Öte yandan eşitlik ilkesini düzenleyen 5. maddede, her durumda mutlak bir eşit davranma borcu düzenlenmiş değildir. Belli bazı durumlarda işverenin eşit davranma borcunun varlığından söz edilmiş, ancak sözü geçen maddede “esaslı nedenler olmadıkça” ve “biyolojik veya işin niteliğine ilişkin sebepler zorunlu kılmadıkça” denilmek suretiyle bu yükümlülüğün bulunmadığı kabul edilmiştir.
Somut uyuşmazlıkta davalı işyerinde davacı gibi sonradan işe giren bazı işçilerin belirtilen ücret zamlarından yararlandırılmasına ilişkin olarak bu işçilerle hizmet sözleşmelerinin imzalandığı ve ücret zammımın uygulandığı işverenin kabulündedir. Keza davacının da işe girdiği 20.11.2000 tarihinde yazılı bir hizmet sözleşmesinin imzalandığı belirtilmiş ise de dosya kapsamında bu husus tam olarak açıklığa kavuşturulmamıştır. Sözleşme olmamış olsa bile işveren davacının işe girdiği tarihte tüm işçilere zam uygulamış ise eşit işlem borcu nedeni ile davacıya da zam uygulamak zorundadır. Hal böyle olunca mahkemece davacı ile işe giriş tarihinde yazılı bir sözleşme yapılıp yapılmadığı, yapılmış ise sözleşmeye göre zamların uygulanıp uygulanmadığı araştırılmalı, sözleşme yapılmamış ise eşit işlem borcu kapsamında işyerinde işe girdikten sonra, sonradan yapılan ücret zamlarının tüm işçiler açısından işyeri uygulaması haline gelip gelmediği araştırılması ve bu hususların tespitinden sonra sonucuna göre bir karar verilmelidir.
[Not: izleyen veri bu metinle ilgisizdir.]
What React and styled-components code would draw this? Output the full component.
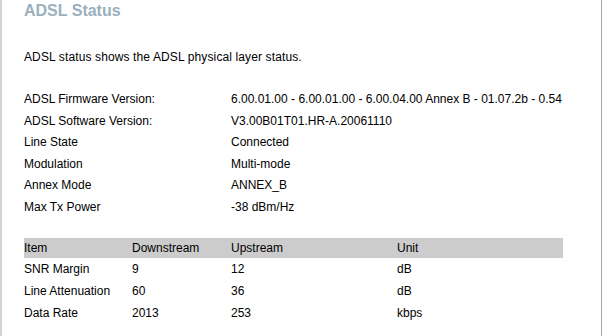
import React from 'react';
import styled, { createGlobalStyle } from 'styled-components';

const GlobalStyle = createGlobalStyle`
  html, body {
    margin: 0;
    padding: 0;
    background: #fff;
  }
`;

const Page = styled.div`
  box-sizing: border-box;
  width: 602px;
  height: 336px;
  overflow: hidden;
  border-left: 2px solid #d4d4d4;
  border-right: 1px solid #a8a8a8;
  padding-left: 22px;
  font-family: 'Liberation Sans', Arial, sans-serif;
  font-size: 12px;
  color: #000;
`;

const Title = styled.h1`
  margin: 0;
  height: 21px;
  line-height: 20px;
  padding-top: 1px;
  box-sizing: border-box;
  font-size: 16px;
  font-weight: bold;
  color: #9ab0be;
`;

const Intro = styled.p`
  margin: 26px 0 0;
  line-height: 21px;
  letter-spacing: 0.12px;
`;

const InfoList = styled.div`
  margin-top: 21px;
  display: grid;
  grid-template-columns: 207px 1fr;
  grid-auto-rows: 21.5px;
  align-items: center;
`;

const Cell = styled.div`
  line-height: ${(p) => p.$h || '21.5px'};
  white-space: nowrap;
`;

const StatsTable = styled.div`
  margin-top: 20px;
  width: 539px;
  display: grid;
  grid-template-columns: 108px 99px 166px 1fr;
`;

const HeadCell = styled.div`
  background: #cccccc;
  height: 20px;
  line-height: 20px;
  white-space: nowrap;
`;

const info = [
  ['ADSL Firmware Version:', '6.00.01.00 - 6.00.01.00 - 6.00.04.00 Annex B - 01.07.2b - 0.54'],
  ['ADSL Software Version:', 'V3.00B01T01.HR-A.20061110'],
  ['Line State', 'Connected'],
  ['Modulation', 'Multi-mode'],
  ['Annex Mode', 'ANNEX_B'],
  ['Max Tx Power', '-38 dBm/Hz']
];

const stats = [
  ['SNR Margin', '9', '12', 'dB'],
  ['Line Attenuation', '60', '36', 'dB'],
  ['Data Rate', '2013', '253', 'kbps']
];

const App = () => (
  <Page>
    <GlobalStyle />
    <Title>ADSL Status</Title>
    <Intro>ADSL status shows the ADSL physical layer status.</Intro>

    <InfoList>
      {info.map(([label, value]) => (
        <React.Fragment key={label}>
          <Cell>{label}</Cell>
          <Cell>{value}</Cell>
        </React.Fragment>
      ))}
    </InfoList>

    <StatsTable>
      {['Item', 'Downstream', 'Upstream', 'Unit'].map((h) => (
        <HeadCell key={h}>{h}</HeadCell>
      ))}
      {stats.map((row) =>
        row.map((v, i) => (
          <Cell key={row[0] + i} $h="22px">
            {v}
          </Cell>
        ))
      )}
    </StatsTable>
  </Page>
);

export default App;
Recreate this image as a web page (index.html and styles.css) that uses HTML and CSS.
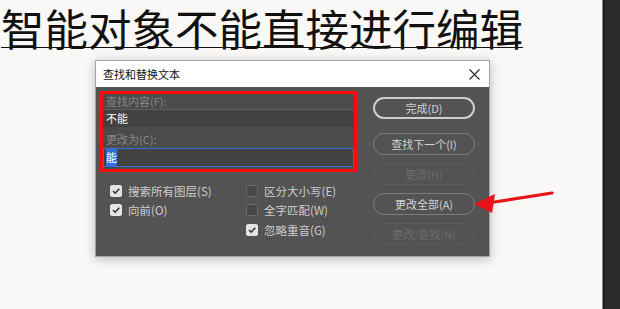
FILE: index.html
```html
<!DOCTYPE html>
<html lang="zh">
<head>
    <meta charset="UTF-8">
    <title>查找和替换文本</title>
    <link rel="stylesheet" href="styles.css">
</head>
<body>
    <div class="workspace">
        <div class="canvas">
            <h1 class="title">智能对象不能直接进行编辑</h1>

            <div class="dialog">
                <div class="dialog-head">
                    <span>查找和替换文本</span>
                    <svg class="close" width="11" height="11" viewBox="0 0 11 11">
                        <path d="M0.5 0.5 L10.5 10.5 M10.5 0.5 L0.5 10.5" stroke="#222" stroke-width="1.1" fill="none"/>
                    </svg>
                </div>

                <div class="dialog-body">
                    <div class="left">
                        <div class="fields">
                            <div class="field-label">查找内容(F):</div>
                            <div class="field-input">不能</div>
                            <div class="field-label second">更改为(C):</div>
                            <div class="field-input focused"><span class="selected">能</span></div>
                        </div>

                        <div class="options">
                            <label class="option"><span class="box checked"></span>搜索所有图层(S)</label>
                            <label class="option"><span class="box"></span>区分大小写(E)</label>
                            <label class="option"><span class="box checked"></span>向前(O)</label>
                            <label class="option"><span class="box"></span>全字匹配(W)</label>
                            <span></span>
                            <label class="option"><span class="box checked"></span>忽略重音(G)</label>
                        </div>
                    </div>

                    <div class="buttons">
                        <button class="btn default">完成(D)</button>
                        <button class="btn">查找下一个(I)</button>
                        <button class="btn disabled">更改(H)</button>
                        <button class="btn">更改全部(A)</button>
                        <button class="btn disabled">更改/查找(N)</button>
                    </div>
                </div>
            </div>
        </div>
        <div class="side-panel"></div>
    </div>

    <!-- стрелка-подсказка поверх окна -->
    <svg class="arrow" width="620" height="309" viewBox="0 0 620 309">
        <path d="M552 193 L488 203" stroke="#e8141b" stroke-width="3.2" stroke-linecap="round" fill="none"/>
        <path d="M474 204 L495 194 L492 213 Z" fill="#e8141b"/>
    </svg>
</body>
</html>
```

FILE: styles.css
```css
body {
    margin: 0;
    height: 309px;
    overflow: hidden;
    background: #f9f8f6;
    font-family: "Noto Sans CJK SC", "Noto Sans", sans-serif;
}
.workspace {
    display: flex;
    height: 100%;
}
.canvas {
    flex: 1;
    display: flex;
    flex-direction: column;
}
.title {
    margin: 0;
    padding-left: 1px;
    height: 52px;
    font-size: 43.5px;
    line-height: 52px;
    font-weight: normal;
    color: #111;
    text-decoration: underline;
    text-decoration-thickness: 1px;
    white-space: nowrap;
    position: relative;
    top: 2px;
}
.side-panel {
    width: 17px;
    background: #2a2a2a;
    border-left: 1px solid #8a8a8a;
    box-shadow: inset 2px 0 0 #1c1c1c;
}

/* окно диалога */
.dialog {
    margin: 8px 0 0 95px;
    width: 393px;
    border: 1px solid #a4a4a4;
    box-shadow: 0 2px 10px rgba(0, 0, 0, 0.25);
    background: #535353;
}
.dialog-head {
    height: 26px;
    background: white;
    display: flex;
    align-items: center;
    justify-content: space-between;
    padding: 0 9px 0 7px;
    font-size: 11px;
    color: #111;
}
.close {
    display: block;
}
.dialog-body {
    display: flex;
    padding: 4px 14px 11px 4px;
    gap: 16px;
}
.left {
    width: 257px;
}
.fields {
    border: 3px solid #ff0a0a;
    background: #4b4b4b;
    padding-bottom: 2px;
}
.field-label {
    height: 15px;
    line-height: 15px;
    padding-left: 3px;
    font-size: 11px;
    color: #868686;
}
.field-label.second {
    height: 21px;
    line-height: 25px;
}
.field-input {
    height: 17px;
    line-height: 17px;
    padding-left: 3px;
    font-size: 11px;
    color: #f2f2f2;
    background: #424242;
    border-top: 1px solid #5f5f5f;
}
.field-input.focused {
    height: 17px;
    border: 1px solid #2d6fd2;
    padding-left: 2px;
}
.selected {
    background: #2f70d6;
    color: white;
    padding: 1px 0;
}

/* флажки */
.options {
    display: grid;
    grid-template-columns: 136px auto;
    grid-auto-rows: 19.5px;
    margin-top: 9px;
    padding-left: 10px;
}
.option {
    display: flex;
    align-items: center;
    font-size: 11.5px;
    color: #cdcdcd;
}
.box {
    width: 10px;
    height: 10px;
    margin-right: 6px;
    border: 1px solid #6a6a6a;
    border-radius: 2px;
    background: #474747;
}
.box.checked {
    border-color: #e4e4e4;
    background: #e4e4e4 url("data:image/svg+xml,%3Csvg xmlns='http://www.w3.org/2000/svg' width='10' height='10'%3E%3Cpath d='M2 5 L4.2 7.2 L8.3 2.8' stroke='%23333' stroke-width='1.6' fill='none'/%3E%3C/svg%3E") center no-repeat;
}

/* кнопки */
.buttons {
    display: flex;
    flex-direction: column;
    gap: 8px;
    padding-top: 6px;
}
.btn {
    width: 102px;
    height: 22px;
    border-radius: 11px;
    border: 1.5px solid #7c7c7c;
    background: transparent;
    color: #d2d2d2;
    font-family: "Noto Sans CJK SC", "Noto Sans", sans-serif;
    font-size: 11px;
    padding: 0;
}
.btn.default {
    border: 2px solid #cfcfcf;
    margin-bottom: 6px;
}
.btn.disabled {
    border-color: #5c5c5c;
    color: #6c6c6c;
}
.arrow {
    position: absolute;
    top: 0;
    left: 0;
    pointer-events: none;
}
```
Buna göre, mahkemece, eksik inceleme ve araştırma sonucu yazılı şekilde karar verilmesi doğru değildir.
Direnme kararı belirtilen bu değişik gerekçeyle bozulmalıdır.
S O N U Ç : Davacı vekilinin temyiz itirazlarının kabulü ile direnme kararının yukarıda gösterilen değişik nedenlerden dolayı BOZULMASINA, istek halinde peşin temyiz harcının yatırana geri verilmesine, 15.03.2017 gününde oybirliği ile karar verildi.